Requirements:
Gather all lines with the word "index" in them.

Data in this exercise:
——————
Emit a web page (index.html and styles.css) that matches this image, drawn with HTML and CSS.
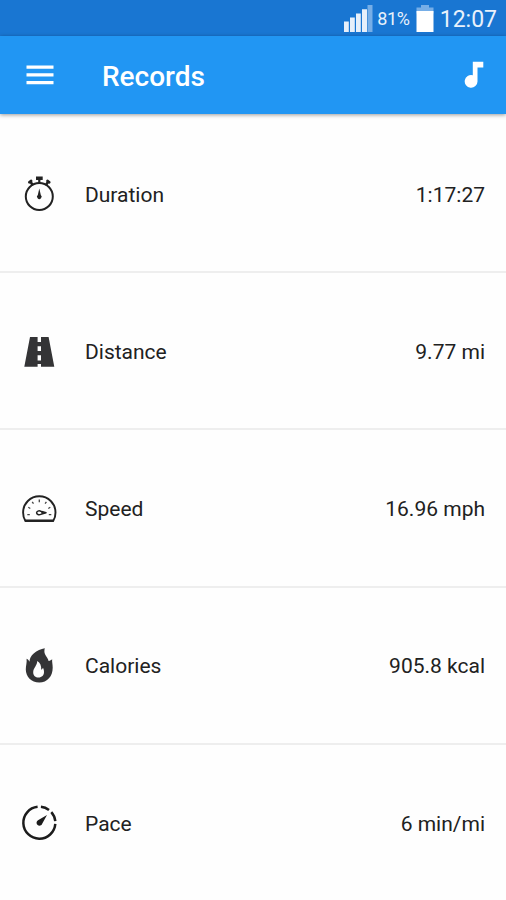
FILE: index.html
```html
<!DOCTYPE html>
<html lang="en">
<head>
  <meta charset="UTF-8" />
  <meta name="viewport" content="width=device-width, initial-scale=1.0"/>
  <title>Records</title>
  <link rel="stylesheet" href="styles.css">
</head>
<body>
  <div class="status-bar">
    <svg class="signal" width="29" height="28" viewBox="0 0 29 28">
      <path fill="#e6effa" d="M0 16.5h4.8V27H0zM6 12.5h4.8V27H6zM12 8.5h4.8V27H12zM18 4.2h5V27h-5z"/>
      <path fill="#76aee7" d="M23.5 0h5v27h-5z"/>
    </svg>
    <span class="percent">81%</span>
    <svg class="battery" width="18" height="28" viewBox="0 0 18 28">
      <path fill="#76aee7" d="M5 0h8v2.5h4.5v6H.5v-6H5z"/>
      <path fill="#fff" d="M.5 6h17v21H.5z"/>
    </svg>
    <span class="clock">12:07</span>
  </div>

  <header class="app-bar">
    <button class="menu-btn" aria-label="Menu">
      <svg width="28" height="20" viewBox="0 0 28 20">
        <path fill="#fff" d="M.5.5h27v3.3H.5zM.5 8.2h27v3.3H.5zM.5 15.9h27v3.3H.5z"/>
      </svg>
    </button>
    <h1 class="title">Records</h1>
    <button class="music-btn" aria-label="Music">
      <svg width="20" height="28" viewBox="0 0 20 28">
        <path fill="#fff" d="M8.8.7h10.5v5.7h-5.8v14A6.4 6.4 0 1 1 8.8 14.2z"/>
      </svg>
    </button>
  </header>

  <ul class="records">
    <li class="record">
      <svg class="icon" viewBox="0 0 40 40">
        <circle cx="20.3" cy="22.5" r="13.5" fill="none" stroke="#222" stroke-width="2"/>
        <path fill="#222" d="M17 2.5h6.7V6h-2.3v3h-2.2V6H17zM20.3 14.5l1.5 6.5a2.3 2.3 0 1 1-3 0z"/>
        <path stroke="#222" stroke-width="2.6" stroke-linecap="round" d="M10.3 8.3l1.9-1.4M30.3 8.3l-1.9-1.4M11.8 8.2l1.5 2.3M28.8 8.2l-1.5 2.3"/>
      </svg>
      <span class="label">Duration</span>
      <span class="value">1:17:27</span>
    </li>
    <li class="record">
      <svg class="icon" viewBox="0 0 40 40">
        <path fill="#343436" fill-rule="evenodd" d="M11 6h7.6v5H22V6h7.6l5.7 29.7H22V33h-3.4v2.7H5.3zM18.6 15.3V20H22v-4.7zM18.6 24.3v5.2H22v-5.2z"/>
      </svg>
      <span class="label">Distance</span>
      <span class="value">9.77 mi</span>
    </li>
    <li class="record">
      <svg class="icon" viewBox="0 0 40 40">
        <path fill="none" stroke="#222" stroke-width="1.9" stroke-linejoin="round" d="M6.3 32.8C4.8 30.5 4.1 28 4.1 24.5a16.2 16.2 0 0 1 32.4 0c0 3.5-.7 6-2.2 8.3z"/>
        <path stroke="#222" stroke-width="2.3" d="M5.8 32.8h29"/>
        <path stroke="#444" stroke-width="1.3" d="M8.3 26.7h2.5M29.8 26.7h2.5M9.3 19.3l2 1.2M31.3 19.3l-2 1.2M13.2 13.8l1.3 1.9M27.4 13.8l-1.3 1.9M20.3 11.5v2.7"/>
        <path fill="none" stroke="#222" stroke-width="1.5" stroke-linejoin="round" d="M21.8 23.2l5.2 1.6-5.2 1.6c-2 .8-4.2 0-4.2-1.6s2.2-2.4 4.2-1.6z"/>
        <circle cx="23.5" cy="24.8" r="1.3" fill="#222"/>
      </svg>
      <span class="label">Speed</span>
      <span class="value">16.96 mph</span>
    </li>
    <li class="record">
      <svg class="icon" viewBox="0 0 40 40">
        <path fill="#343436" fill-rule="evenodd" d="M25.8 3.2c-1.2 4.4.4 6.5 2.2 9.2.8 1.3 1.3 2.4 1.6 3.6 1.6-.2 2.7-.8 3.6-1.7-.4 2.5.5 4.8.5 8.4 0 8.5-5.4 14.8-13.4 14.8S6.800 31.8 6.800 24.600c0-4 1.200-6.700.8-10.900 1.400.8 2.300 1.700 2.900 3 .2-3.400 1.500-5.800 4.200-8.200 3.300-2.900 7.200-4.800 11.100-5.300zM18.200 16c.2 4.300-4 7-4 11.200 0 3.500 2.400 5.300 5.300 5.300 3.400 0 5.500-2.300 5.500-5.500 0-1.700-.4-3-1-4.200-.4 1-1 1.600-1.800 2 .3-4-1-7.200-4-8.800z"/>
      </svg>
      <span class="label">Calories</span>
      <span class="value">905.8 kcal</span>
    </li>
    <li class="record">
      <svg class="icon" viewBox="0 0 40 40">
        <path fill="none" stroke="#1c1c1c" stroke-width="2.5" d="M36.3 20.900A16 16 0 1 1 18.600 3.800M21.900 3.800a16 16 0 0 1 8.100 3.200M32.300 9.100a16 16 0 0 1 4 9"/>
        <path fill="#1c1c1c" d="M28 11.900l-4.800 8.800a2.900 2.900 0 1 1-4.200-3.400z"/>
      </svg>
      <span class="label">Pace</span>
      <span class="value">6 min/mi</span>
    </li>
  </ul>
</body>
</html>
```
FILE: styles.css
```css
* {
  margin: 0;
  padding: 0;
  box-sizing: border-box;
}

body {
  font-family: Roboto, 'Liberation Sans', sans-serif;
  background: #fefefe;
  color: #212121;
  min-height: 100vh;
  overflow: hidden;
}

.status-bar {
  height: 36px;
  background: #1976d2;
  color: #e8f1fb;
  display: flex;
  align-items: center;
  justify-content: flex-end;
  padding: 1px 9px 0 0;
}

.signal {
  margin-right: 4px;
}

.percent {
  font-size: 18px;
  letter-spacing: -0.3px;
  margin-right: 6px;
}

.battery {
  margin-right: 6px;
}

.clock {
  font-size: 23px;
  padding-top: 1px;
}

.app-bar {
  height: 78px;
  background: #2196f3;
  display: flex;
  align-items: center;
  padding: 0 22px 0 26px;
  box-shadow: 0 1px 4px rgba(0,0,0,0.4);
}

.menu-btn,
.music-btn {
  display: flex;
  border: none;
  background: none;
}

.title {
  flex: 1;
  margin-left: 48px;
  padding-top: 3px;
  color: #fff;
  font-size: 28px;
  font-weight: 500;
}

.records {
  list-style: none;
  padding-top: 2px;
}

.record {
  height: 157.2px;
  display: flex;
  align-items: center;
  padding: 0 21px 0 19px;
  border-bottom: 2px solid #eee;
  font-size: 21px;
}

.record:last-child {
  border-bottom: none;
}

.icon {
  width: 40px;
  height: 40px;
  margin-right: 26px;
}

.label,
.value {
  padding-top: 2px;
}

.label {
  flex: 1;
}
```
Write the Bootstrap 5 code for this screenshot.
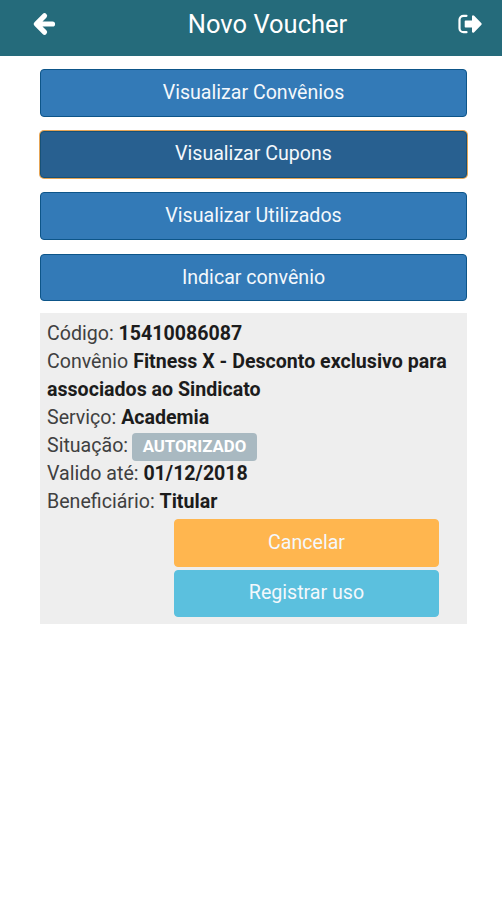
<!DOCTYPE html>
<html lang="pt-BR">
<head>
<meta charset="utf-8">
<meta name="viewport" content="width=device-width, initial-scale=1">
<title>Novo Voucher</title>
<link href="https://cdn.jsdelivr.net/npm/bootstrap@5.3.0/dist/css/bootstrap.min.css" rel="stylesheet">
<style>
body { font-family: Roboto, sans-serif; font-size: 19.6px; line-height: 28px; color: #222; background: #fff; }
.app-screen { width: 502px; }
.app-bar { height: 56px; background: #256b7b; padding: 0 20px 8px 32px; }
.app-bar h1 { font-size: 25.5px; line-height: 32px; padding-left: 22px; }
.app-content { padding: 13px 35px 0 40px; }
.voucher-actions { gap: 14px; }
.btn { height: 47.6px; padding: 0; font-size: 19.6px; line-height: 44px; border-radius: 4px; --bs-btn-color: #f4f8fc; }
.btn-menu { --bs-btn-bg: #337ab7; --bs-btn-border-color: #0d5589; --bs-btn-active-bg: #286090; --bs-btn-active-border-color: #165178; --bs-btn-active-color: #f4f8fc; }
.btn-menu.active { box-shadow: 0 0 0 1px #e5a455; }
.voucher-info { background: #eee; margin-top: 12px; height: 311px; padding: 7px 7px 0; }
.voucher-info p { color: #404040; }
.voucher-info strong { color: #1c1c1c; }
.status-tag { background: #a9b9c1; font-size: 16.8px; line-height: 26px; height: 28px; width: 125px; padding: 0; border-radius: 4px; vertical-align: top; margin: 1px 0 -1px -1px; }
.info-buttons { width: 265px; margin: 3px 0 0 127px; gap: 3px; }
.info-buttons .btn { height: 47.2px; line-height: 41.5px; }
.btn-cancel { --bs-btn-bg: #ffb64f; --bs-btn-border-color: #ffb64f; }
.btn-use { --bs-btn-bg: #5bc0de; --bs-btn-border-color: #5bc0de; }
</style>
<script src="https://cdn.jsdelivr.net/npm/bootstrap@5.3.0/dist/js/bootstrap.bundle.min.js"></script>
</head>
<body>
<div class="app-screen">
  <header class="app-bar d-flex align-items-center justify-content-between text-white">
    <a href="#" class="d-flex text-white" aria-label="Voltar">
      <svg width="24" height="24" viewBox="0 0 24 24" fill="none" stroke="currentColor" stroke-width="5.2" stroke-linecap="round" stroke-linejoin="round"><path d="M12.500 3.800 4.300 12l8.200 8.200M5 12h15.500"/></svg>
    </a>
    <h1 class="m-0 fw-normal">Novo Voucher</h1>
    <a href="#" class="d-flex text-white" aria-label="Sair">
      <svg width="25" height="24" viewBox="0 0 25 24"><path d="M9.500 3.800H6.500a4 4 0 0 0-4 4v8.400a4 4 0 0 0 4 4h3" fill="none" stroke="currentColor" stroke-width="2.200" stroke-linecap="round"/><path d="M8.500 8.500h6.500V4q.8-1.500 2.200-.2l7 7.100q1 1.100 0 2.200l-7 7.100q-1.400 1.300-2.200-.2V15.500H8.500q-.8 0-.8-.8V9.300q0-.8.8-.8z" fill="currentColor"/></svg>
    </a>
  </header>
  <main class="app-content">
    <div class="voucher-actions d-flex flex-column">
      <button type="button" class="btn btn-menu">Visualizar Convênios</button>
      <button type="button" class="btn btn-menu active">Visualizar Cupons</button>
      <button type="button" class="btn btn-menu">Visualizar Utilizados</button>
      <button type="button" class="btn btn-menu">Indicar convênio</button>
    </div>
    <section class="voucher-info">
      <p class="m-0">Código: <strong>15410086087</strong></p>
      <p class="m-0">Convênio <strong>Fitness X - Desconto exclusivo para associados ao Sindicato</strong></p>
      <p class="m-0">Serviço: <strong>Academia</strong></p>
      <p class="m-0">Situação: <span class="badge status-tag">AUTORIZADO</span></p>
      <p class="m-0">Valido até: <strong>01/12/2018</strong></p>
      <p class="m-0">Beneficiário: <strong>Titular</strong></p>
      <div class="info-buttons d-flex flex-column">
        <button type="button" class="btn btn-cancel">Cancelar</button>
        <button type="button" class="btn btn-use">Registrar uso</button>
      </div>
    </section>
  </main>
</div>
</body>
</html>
——————
Completed exercise:
Emit a web page (index.html and styles.css) that matches this image, drawn with HTML and CSS.
FILE: index.html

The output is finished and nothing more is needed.